Bence Mistik Müzik Festivali’ndeki gündüz programlarının tamamı kaldırılmalı ya da başka bir bakış açısıyla düzenlenmeli.
Yoksa üniversite hocalarının gelip ders vereceği bir söyleşinin açıkçası çok bir faydası da yok albenisi de yok. Bunu söylüyorum çünkü, dün Taş Bina Kültür ve Sanat Merkezi'nde Emrah Hatipoğlu’nun söyleşisine Selçuk Üniversitesi’nden aynı bölümün birkaç hocası ve birkaç öğrencisinin dışında katılım yoktu. Bu, hem söyleşi için gelen hocalarımıza haksızlık hem de programa katılıp hiçbir şey anlamayan insanlara haksızlık.
Bunun yerine gündüz vakti Kültür Park’ta açık alanda yapılacak bir ses yarışması ya da ne bileyim bir amatör şarkıcılardan oluşan sunum veyahut da sokak sanatçılarının yer alacağı bir etkinlik çok daha büyük karşılık bulurdu. Evet Mistik Müzik ön planda olacak ama teorik dersler de çok sıkıcı oluyor. Bunun için daha titiz bir çalışma gerekiyor.
Zaten Mevlana Meydanı’nda düzenlenen "99 Neyzen, 99 Semazen" etkinliğiyle ilgili de kenara bir not almıştım. Çünkü böyle bir gösterinin olacağına dair doğru düzgün ne duyuru yapıldı ne davet gerçekleşti. Sonradan öğrendim ki, sema gösterisinin bazı sosyal medya hesaplarında 19.30'da yapılacağı duyurulup sonra program 17.00'a çekilmiş. 19.30'da bir umutla Mevlana Meydanı'na gidenlerin suçu neydi? Sanırım Kültür ve Turizm Bakanlığı ile Konya Büyükşehir Belediyesi arasında bir iletişim kopukluğu oldu. Programı tam anlamıyla kimse sahiplenememiş. Pazar günü düzenlenen basın toplantısında Kültür ve Turizm Bakan Yardımcısı Nadir Alpaslan söylemese, Mevlana Meydanı’nda bir gösteri olacağından haberimiz olmayacaktı zaten.
Neyse ki o muhteşem gösteriye gitme fırsatı bulduk.
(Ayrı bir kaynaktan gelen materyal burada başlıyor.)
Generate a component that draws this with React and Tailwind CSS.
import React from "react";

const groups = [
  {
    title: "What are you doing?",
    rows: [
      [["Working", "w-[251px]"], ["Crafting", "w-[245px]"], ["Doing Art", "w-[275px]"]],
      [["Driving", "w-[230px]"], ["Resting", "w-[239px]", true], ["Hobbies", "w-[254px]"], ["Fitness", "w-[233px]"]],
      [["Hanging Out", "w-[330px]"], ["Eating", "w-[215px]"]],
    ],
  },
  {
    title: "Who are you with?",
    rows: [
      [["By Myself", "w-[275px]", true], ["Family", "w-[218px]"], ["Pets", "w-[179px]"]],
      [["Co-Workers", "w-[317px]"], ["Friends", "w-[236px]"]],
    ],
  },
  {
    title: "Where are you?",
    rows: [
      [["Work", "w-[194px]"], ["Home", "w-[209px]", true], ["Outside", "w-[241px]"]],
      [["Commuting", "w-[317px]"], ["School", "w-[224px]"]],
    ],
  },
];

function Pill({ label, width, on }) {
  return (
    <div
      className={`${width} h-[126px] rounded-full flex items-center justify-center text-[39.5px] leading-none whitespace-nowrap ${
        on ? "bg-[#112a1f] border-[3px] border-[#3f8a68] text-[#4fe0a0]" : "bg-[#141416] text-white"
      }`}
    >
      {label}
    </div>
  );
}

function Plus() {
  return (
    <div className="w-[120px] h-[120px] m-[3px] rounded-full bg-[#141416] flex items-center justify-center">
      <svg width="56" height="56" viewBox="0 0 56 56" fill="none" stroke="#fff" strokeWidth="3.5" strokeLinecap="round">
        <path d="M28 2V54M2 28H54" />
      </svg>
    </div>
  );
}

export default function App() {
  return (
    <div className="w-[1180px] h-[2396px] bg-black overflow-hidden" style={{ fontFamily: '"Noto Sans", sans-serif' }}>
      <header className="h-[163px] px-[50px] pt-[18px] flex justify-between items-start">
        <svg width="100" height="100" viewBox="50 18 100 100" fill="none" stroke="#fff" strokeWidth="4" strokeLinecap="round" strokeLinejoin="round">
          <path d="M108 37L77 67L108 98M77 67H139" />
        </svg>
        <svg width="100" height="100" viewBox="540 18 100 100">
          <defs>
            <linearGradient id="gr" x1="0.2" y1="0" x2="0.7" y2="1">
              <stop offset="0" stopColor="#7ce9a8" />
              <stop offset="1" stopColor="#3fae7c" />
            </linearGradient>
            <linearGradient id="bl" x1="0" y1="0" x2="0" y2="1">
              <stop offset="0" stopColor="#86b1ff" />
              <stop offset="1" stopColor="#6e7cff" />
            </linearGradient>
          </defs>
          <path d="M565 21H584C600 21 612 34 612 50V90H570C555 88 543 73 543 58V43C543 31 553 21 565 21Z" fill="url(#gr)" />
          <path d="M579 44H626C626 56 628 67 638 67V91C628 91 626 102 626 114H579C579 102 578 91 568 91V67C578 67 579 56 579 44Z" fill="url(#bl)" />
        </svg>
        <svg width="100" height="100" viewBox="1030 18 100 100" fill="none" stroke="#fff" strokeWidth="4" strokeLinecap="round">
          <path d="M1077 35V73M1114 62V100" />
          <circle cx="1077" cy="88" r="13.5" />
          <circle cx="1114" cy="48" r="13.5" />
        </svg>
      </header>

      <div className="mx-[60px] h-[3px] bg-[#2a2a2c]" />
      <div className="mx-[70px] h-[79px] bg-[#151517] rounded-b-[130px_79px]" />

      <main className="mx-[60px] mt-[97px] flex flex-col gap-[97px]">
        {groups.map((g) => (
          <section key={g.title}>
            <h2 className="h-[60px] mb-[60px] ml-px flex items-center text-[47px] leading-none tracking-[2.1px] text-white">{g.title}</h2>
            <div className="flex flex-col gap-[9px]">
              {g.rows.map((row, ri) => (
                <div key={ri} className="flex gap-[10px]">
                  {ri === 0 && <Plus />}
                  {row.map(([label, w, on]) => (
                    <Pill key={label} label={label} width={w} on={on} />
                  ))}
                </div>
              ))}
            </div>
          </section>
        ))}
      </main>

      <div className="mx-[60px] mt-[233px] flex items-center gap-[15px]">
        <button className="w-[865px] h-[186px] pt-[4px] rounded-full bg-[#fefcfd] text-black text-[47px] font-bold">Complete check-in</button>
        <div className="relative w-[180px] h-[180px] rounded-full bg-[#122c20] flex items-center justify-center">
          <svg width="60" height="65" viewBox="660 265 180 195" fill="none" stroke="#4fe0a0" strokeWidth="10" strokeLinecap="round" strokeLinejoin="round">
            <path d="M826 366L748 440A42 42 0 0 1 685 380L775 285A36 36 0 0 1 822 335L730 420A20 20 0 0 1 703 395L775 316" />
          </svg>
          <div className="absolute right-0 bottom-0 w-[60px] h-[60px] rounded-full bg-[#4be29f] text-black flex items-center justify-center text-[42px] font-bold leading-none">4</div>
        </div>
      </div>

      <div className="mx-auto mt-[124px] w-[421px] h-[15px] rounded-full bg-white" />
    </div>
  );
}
Fakat oraya da bir eleştirimiz var.
Sahne önündeki plastik sandalyelere sıralanan neyzenler için başka bir alan bulunsa çekimlerimizi daha profesyonel yapabilirdik diye düşünüyorum. Eğile, çömele çekim yaptık, çok daha iyi görüntüler ortaya çıkabilirdi oysa.